While the report also showed a slowdown in the annual rate of core consumer price growth, Pearce said the data does not present the “clear and compelling” evidence the Federal Reserve needs to shift to less aggressive rate hikes.
Selling pressure has waned over the course of the session, however, with some traders using the early weakness as an opportunity to pick up stocks at reduced levels.
Despite the recovery attempt by the broader markets, gold stocks continue to see substantial weakness in afternoon trading. The NYSE Arca Gold Bugs Index is down by 3.4 percent after hitting its lowest intraday level in over two years.
The weakness in the gold sector comes amid a relatively modest decrease by the price of the precious metal, with gold for August delivery falling $7.70 to $1,809.80 an ounce.

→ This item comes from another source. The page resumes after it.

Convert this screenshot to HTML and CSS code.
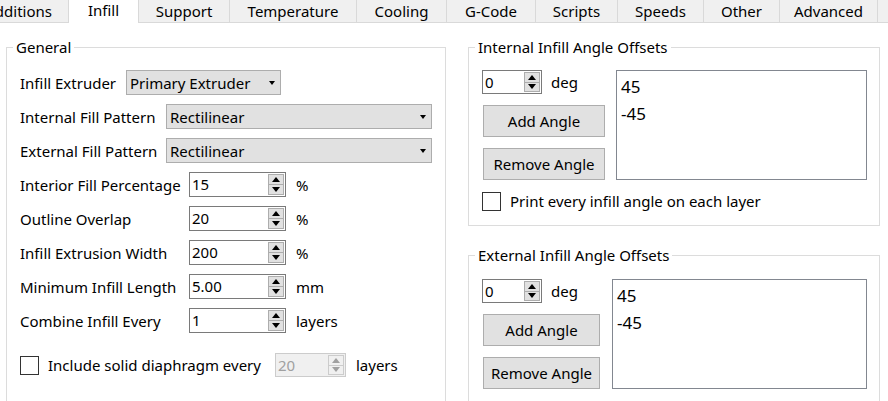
FILE: index.html
```html
<!DOCTYPE html>
<html>
<head>
<meta charset="utf-8">
<link rel="stylesheet" href="styles.css">
</head>
<body>
<div class="tabs">
  <div class="tab tab-cut"><span>Additions</span></div>
  <div class="tab tab-active tab-infill">Infill</div>
  <div class="tab tab-support">Support</div>
  <div class="tab tab-temp">Temperature</div>
  <div class="tab tab-cooling">Cooling</div>
  <div class="tab tab-gcode">G-Code</div>
  <div class="tab tab-scripts">Scripts</div>
  <div class="tab tab-speeds">Speeds</div>
  <div class="tab tab-other">Other</div>
  <div class="tab tab-adv">Advanced</div>
  <div class="tab tab-fill"></div>
</div>

<div class="page">
  <div class="group group-general">
    <div class="group-title">General</div>
    <div class="general-body">
      <div class="form-grid grid-extruder">
        <div class="label">Infill Extruder</div>
        <div class="combo combo-extruder"><span class="combo-text">Primary Extruder</span><span class="combo-arrow"></span></div>
      </div>
      <div class="form-grid grid-pattern">
        <div class="label">Internal Fill Pattern</div>
        <div class="combo combo-wide"><span class="combo-text">Rectilinear</span><span class="combo-arrow"></span></div>
        <div class="label">External Fill Pattern</div>
        <div class="combo combo-wide"><span class="combo-text">Rectilinear</span><span class="combo-arrow"></span></div>
      </div>
      <div class="form-grid grid-numbers">
        <div class="label">Interior Fill Percentage</div>
        <div class="field"><div class="spin spin-std"><span class="spin-text">15</span><span class="spin-btns"><span class="spin-btn"><span class="tri-up"></span></span><span class="spin-btn"><span class="tri-down"></span></span></span></div><span class="unit">%</span></div>
        <div class="label">Outline Overlap</div>
        <div class="field"><div class="spin spin-std"><span class="spin-text">20</span><span class="spin-btns"><span class="spin-btn"><span class="tri-up"></span></span><span class="spin-btn"><span class="tri-down"></span></span></span></div><span class="unit">%</span></div>
        <div class="label">Infill Extrusion Width</div>
        <div class="field"><div class="spin spin-std"><span class="spin-text">200</span><span class="spin-btns"><span class="spin-btn"><span class="tri-up"></span></span><span class="spin-btn"><span class="tri-down"></span></span></span></div><span class="unit">%</span></div>
        <div class="label">Minimum Infill Length</div>
        <div class="field"><div class="spin spin-std"><span class="spin-text">5.00</span><span class="spin-btns"><span class="spin-btn"><span class="tri-up"></span></span><span class="spin-btn"><span class="tri-down"></span></span></span></div><span class="unit">mm</span></div>
        <div class="label">Combine Infill Every</div>
        <div class="field"><div class="spin spin-std"><span class="spin-text">1</span><span class="spin-btns"><span class="spin-btn"><span class="tri-up"></span></span><span class="spin-btn"><span class="tri-down"></span></span></span></div><span class="unit">layers</span></div>
      </div>
      <div class="check-row diaphragm-row">
        <span class="checkbox"></span>
        <span class="check-label">Include solid diaphragm every</span>
        <div class="spin spin-disabled"><span class="spin-text">20</span><span class="spin-btns"><span class="spin-btn"><span class="tri-up"></span></span><span class="spin-btn"><span class="tri-down"></span></span></span></div>
        <span class="unit">layers</span>
      </div>
    </div>
  </div>

  <div class="right-col">
    <div class="group group-angles group-internal">
      <div class="group-title">Internal Infill Angle Offsets</div>
      <div class="angles-body">
        <div class="angles-controls">
          <div class="deg-row"><div class="spin spin-deg"><span class="spin-text">0</span><span class="spin-btns"><span class="spin-btn"><span class="tri-up"></span></span><span class="spin-btn"><span class="tri-down"></span></span></span></div><span class="unit unit-deg">deg</span></div>
          <div class="btn btn-add">Add Angle</div>
          <div class="btn btn-remove">Remove Angle</div>
        </div>
        <div class="listbox listbox-internal">
          <div class="list-item">45</div>
          <div class="list-item">-45</div>
        </div>
      </div>
      <div class="check-row every-row">
        <span class="checkbox"></span>
        <span class="check-label">Print every infill angle on each layer</span>
      </div>
    </div>

    <div class="group group-angles group-external">
      <div class="group-title">External Infill Angle Offsets</div>
      <div class="angles-body angles-body-ext">
        <div class="angles-controls angles-controls-ext">
          <div class="deg-row"><div class="spin spin-deg"><span class="spin-text">0</span><span class="spin-btns"><span class="spin-btn"><span class="tri-up"></span></span><span class="spin-btn"><span class="tri-down"></span></span></span></div><span class="unit unit-deg">deg</span></div>
          <div class="btn btn-add">Add Angle</div>
          <div class="btn btn-remove">Remove Angle</div>
        </div>
        <div class="listbox listbox-external">
          <div class="list-item">45</div>
          <div class="list-item">-45</div>
        </div>
      </div>
    </div>
  </div>
</div>
</body>
</html>
```
FILE: styles.css
```css
* { box-sizing: border-box; }
html, body { margin: 0; padding: 0; }
body {
  width: 888px;
  height: 401px;
  overflow: hidden;
  background: #ffffff;
  color: #000000;
  font-family: "Noto Sans", "Open Sans", sans-serif;
  font-size: 15px;
  line-height: 20px;
}

/* ---------- tabs ---------- */
.tabs {
  display: flex;
  height: 23px;
  background: #f0f0f0;
}
.tab {
  flex: none;
  height: 23px;
  line-height: 22px;
  text-align: center;
  white-space: nowrap;
  border-right: 1px solid #d9d9d9;
  border-bottom: 1px solid #d9d9d9;
  background: #f0f0f0;
}
.tab-cut {
  width: 69px;
  display: flex;
  justify-content: flex-end;
  overflow: hidden;
  padding-right: 16px;
}
.tab-active {
  background: #ffffff;
  border-bottom: none;
  line-height: 20px;
}
.tab-infill { width: 70px; }
.tab-support { width: 91px; }
.tab-temp { width: 127px; }
.tab-cooling { width: 90px; }
.tab-gcode { width: 89px; }
.tab-scripts { width: 82px; }
.tab-speeds { width: 86px; }
.tab-other { width: 76px; }
.tab-adv { width: 98px; }
.tab-fill { flex: 1; border-right: none; }

/* ---------- page ---------- */
.page {
  display: flex;
  align-items: flex-start;
  padding: 24px 0 0 6px;
}
.group {
  border: 1px solid #dcdcdc;
}
.group-title {
  width: fit-content;
  margin: -11px 0 0 6px;
  padding: 0 3px;
  line-height: 20px;
  background: #ffffff;
}
.group-general {
  width: 440px;
  height: 420px;
}
.general-body {
  display: flex;
  flex-direction: column;
  gap: 9px;
  padding: 13px 0 0 13px;
}
.form-grid {
  display: grid;
  grid-auto-rows: 25px;
  row-gap: 9px;
  align-items: center;
}
.grid-extruder { grid-template-columns: 106px auto; justify-content: start; }
.grid-pattern { grid-template-columns: 146px 266px; }
.grid-numbers { grid-template-columns: 169px auto; justify-content: start; }
.label { white-space: nowrap; }

/* combo box */
.combo {
  display: flex;
  align-items: center;
  height: 25px;
  padding: 0 5px 0 3px;
  background: #e1e1e1;
  border: 1px solid #adadad;
}
.combo-extruder { width: 155px; }
.combo-wide { width: 266px; }
.combo-text { flex: 1; white-space: nowrap; }
.combo-arrow {
  width: 0;
  height: 0;
  border-left: 3.5px solid transparent;
  border-right: 3.5px solid transparent;
  border-top: 4px solid #000000;
}

/* spin box */
.field { display: flex; align-items: center; }
.spin {
  display: flex;
  height: 25px;
  background: #ffffff;
  border: 1px solid #7a7a7a;
}
.spin-std { width: 97px; }
.spin-deg { width: 60px; height: 24px; }
.spin-disabled {
  width: 71px;
  height: 24px;
  background: #f0f0f0;
  border-color: #cccccc;
  color: #a0a0a0;
}
.spin-text {
  flex: 1;
  padding-left: 2px;
  line-height: 23px;
  white-space: nowrap;
}
.spin-deg .spin-text, .spin-disabled .spin-text { line-height: 22px; }
.spin-btns {
  display: flex;
  flex-direction: column;
  width: 16px;
  margin: 1px 1px 1px 0;
}
.spin-btn {
  flex: 1;
  display: flex;
  align-items: center;
  justify-content: center;
  background: #e1e1e1;
  border: 1px solid #adadad;
}
.spin-btn + .spin-btn { border-top: none; }
.spin-disabled .spin-btn { background: #f0f0f0; border-color: #cccccc; }
.tri-up, .tri-down {
  width: 0;
  height: 0;
  border-left: 4px solid transparent;
  border-right: 4px solid transparent;
}
.tri-up { border-bottom: 5px solid #000000; }
.tri-down { border-top: 5px solid #000000; }
.spin-disabled .tri-up { border-bottom-color: #a0a0a0; }
.spin-disabled .tri-down { border-top-color: #a0a0a0; }
.unit { margin-left: 10px; white-space: nowrap; }
.unit-deg { margin-left: 9px; }

/* checkbox rows */
.check-row {
  display: flex;
  align-items: center;
}
.checkbox {
  flex: none;
  width: 19px;
  height: 19px;
  border: 1px solid #333333;
  background: #ffffff;
}
.check-label { margin-left: 9px; white-space: nowrap; }
.diaphragm-row { margin-top: 11px; height: 24px; }
.diaphragm-row .spin { margin-left: 14px; }

/* right column */
.right-col {
  display: flex;
  flex-direction: column;
  width: 412px;
  margin-left: 22px;
}
.group-internal { height: 179px; }
.group-external { margin-top: 29px; height: 200px; }
.angles-body {
  display: flex;
  align-items: flex-start;
  padding: 13px 12px 0 13px;
}
.angles-body-ext { padding-top: 14px; }
.angles-controls {
  display: flex;
  flex-direction: column;
  width: 124px;
}
.deg-row { display: flex; align-items: center; height: 24px; }
.btn {
  width: 122px;
  height: 32px;
  margin-left: 1px;
  line-height: 30px;
  text-align: center;
  white-space: nowrap;
  background: #e1e1e1;
  border: 1px solid #adadad;
}
.btn-add { margin-top: 11px; }
.btn-remove { margin-top: 11px; }
.angles-controls-ext .btn { width: 117px; }
.listbox {
  margin-left: auto;
  height: 110px;
  padding: 2px 0 0 4px;
  background: #ffffff;
  border: 1px solid #828790;
  font-size: 17px;
}
.listbox-internal { width: 251px; }
.listbox-external { width: 255px; }
.list-item { line-height: 27px; }
.every-row { margin: 11px 0 0 13px; }
```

Steel stocks have climbed off their worst levels of the day but also remain firmly negative, resulting in a 1.8 percent slump by the NYSE Arca Steel Index.
Tobacco, banking and airline stocks also continue to see notable weakness, while interest rate-sensitive utilities, housing and commercial real estate stocks have moved to the upside.
In overseas trading, stock markets across the Asia-Pacific region turned in a mixed performance during trading on Thursday. Japan’s Nikkei 225 Index slumped by 1.5 percent, while China’s Shanghai Composite Index jumped by 1.1 percent.
Meanwhile, the major European markets all moved sharply lower on the day. While the U.K.’s FTSE 100 Index plunged by 2 percent, the French CAC 40 Index and the German DAX Index tumbled by 1.8 percent and 1.7 percent, respectively.
In the bond market, treasuries are extending the strong upward move seen in the previous session. As a result, the yield on the benchmark ten-year note, which moves opposite of its price, is down by 11.3 basis points at 2.980 percent.